Chatterbox

Watergate’s Second Smoking Gun

Mark Felt, nicotine fiend.

According to Felt, he didn’t smoke at all; he told CBS News in June 1992 that he’d kicked the habit in 1943. Granted, in the same interview, Felt said that during Watergate he met with Woodward only once, and that when Woodward phoned he refused to cooperate—both totally false assertions, we now know. But whether or not Felt was a smoker was something that Felt’s friends and family could be expected to know (unless Felt’s second-biggest secret was that he was sneaking ciggies on the sly).—Timothy Noah, “Woodstein’s Misdirections,” June 2, 2005 in Slate.

Felt, you wily rascal! You were sneaking ciggies on the sly! In Bob Woodward’s The Secret Manaccording to  USA Today’s Mark Memmott, who’s read it (I have not)—Bob Woodward reports that

Felt may not have been a “regular smoker” … but he could have been the type of person who lights up a cigarette “in times of immense stress.” Regardless, Woodward repeats that Felt did smoke during some of their clandestine meetings.
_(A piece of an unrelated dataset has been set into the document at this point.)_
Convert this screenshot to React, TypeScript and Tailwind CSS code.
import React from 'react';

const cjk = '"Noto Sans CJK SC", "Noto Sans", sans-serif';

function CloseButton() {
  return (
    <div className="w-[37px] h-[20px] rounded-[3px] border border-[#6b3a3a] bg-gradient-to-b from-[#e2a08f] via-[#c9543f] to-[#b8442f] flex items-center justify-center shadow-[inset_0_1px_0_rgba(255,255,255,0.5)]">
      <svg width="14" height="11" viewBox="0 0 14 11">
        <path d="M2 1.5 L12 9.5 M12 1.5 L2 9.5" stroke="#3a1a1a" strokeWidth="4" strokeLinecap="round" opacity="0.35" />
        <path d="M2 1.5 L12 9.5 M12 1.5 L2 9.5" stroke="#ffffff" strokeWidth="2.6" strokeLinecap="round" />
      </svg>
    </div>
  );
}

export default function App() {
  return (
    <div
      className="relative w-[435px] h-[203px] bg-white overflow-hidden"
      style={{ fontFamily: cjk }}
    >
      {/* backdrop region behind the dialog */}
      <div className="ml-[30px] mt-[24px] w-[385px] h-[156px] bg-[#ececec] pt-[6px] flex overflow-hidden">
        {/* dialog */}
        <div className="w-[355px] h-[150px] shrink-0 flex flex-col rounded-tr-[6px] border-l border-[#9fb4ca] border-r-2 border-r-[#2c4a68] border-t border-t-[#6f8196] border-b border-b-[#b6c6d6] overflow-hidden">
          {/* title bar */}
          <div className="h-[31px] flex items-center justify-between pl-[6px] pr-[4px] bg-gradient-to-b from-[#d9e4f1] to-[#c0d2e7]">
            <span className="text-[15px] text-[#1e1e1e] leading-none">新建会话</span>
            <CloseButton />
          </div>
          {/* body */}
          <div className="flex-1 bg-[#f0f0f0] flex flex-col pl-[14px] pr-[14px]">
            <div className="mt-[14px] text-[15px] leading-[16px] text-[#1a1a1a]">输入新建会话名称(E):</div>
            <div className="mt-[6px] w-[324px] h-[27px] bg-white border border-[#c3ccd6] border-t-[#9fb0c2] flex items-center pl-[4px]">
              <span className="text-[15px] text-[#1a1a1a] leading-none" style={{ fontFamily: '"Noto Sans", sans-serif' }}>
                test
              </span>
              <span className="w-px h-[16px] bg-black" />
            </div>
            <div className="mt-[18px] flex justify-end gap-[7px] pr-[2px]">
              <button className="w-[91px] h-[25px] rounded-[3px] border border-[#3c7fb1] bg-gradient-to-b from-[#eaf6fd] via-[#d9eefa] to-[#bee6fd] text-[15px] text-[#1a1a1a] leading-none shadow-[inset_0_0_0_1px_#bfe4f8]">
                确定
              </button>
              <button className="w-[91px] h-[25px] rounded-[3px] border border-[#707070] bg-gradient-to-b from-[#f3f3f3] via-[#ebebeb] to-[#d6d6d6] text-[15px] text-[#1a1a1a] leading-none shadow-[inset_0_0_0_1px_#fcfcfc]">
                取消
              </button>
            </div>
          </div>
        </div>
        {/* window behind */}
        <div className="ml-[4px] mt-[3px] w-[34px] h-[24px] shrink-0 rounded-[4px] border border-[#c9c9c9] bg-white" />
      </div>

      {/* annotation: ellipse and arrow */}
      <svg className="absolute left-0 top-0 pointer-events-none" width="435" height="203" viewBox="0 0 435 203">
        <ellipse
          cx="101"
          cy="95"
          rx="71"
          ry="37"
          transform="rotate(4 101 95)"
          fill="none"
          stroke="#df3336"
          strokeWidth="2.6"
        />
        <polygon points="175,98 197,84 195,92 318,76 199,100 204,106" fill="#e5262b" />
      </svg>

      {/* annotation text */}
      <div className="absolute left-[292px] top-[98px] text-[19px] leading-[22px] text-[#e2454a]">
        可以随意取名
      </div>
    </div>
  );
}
This revelation won’t be helpful to the anti-smoking movement, which emphasizes the addictive nature of tobacco. (According to the Merck Manual of Diagnosis and Therapy, “tobacco addiction is more severe than alcohol addiction and at least as binding as narcotic addiction.”) Let’s consider three possibilities:

Possibility 1: Felt really did stop smoking in 1943 and reverted to the habit only when meeting with Woodward in the garage (located, we now know, underneath 1401 Wilson Blvd. in Arlington, Va.) or during other isolated moments of extreme stress. If this was the case, then Felt was the person many self-deluded cigarette addicts imagine themselves to be: Someone who can fall off the wagon now and then without resuming a daily habit. Such people are known to exist, but it’s never good for the anti-smoking cause when one of them gets a lot of publicity.

Possibility 2: Felt wasn’t just sneaking cigarettes with Woodward. He was running a covert op against his entire family, removing himself to a secure location on a daily basis to get his nicotine fix. If this was the case, the anti-tobacco movement must contend with the awkward reality that Felt has lived to the ripe old age of 91. Again, heavy smokers have been known to live long lives, but it doesn’t do the anti-smoking movement much good to have such people in the spotlight.
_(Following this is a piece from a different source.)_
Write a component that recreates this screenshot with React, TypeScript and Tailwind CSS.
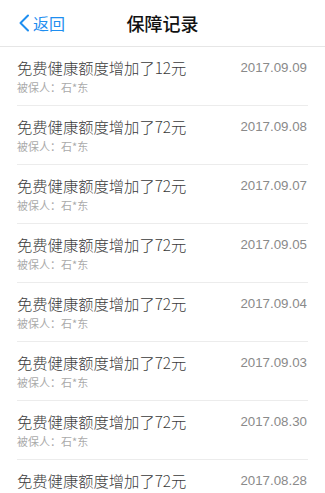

Possibility 3: Felt kept smoking openly after 1943, in which case his friends and family would have known it and chosen not to tell the world that Felt fibbed to CBS News. If this (implausible) scenario is correct, then the public is witnessing the spectacle of Felt’s family being rewarded for its enabling behavior with a movie-and-book deal. Maybe we’ll learn more about this when the book comes out. (Incidentally, Tom Hanks? All wrong for Deep Throat. A reader e-mailed me a few weeks back with the ideal choice: Christopher Walken.)

There is a fourth possibility, one that does help the anti-smoking cause, but I consider it even less likely than Possibility 3. This is that Woodward really did make up the cigarette smoking, and he feels free to say Felt smoked in his presence because he knows Felt isn’t compos mentis enough to contradict him. But this sort of underhanded and dishonest behavior would not be consistent with what we know about Woodward. I therefore accept Woodward’s explanation of the cigarette anomaly and withdraw my earlier criticism. (Woodward still hasn’t explained his lie to J. Anthony Lukas, though.) As for Felt … shame on you. It’s a filthy habit.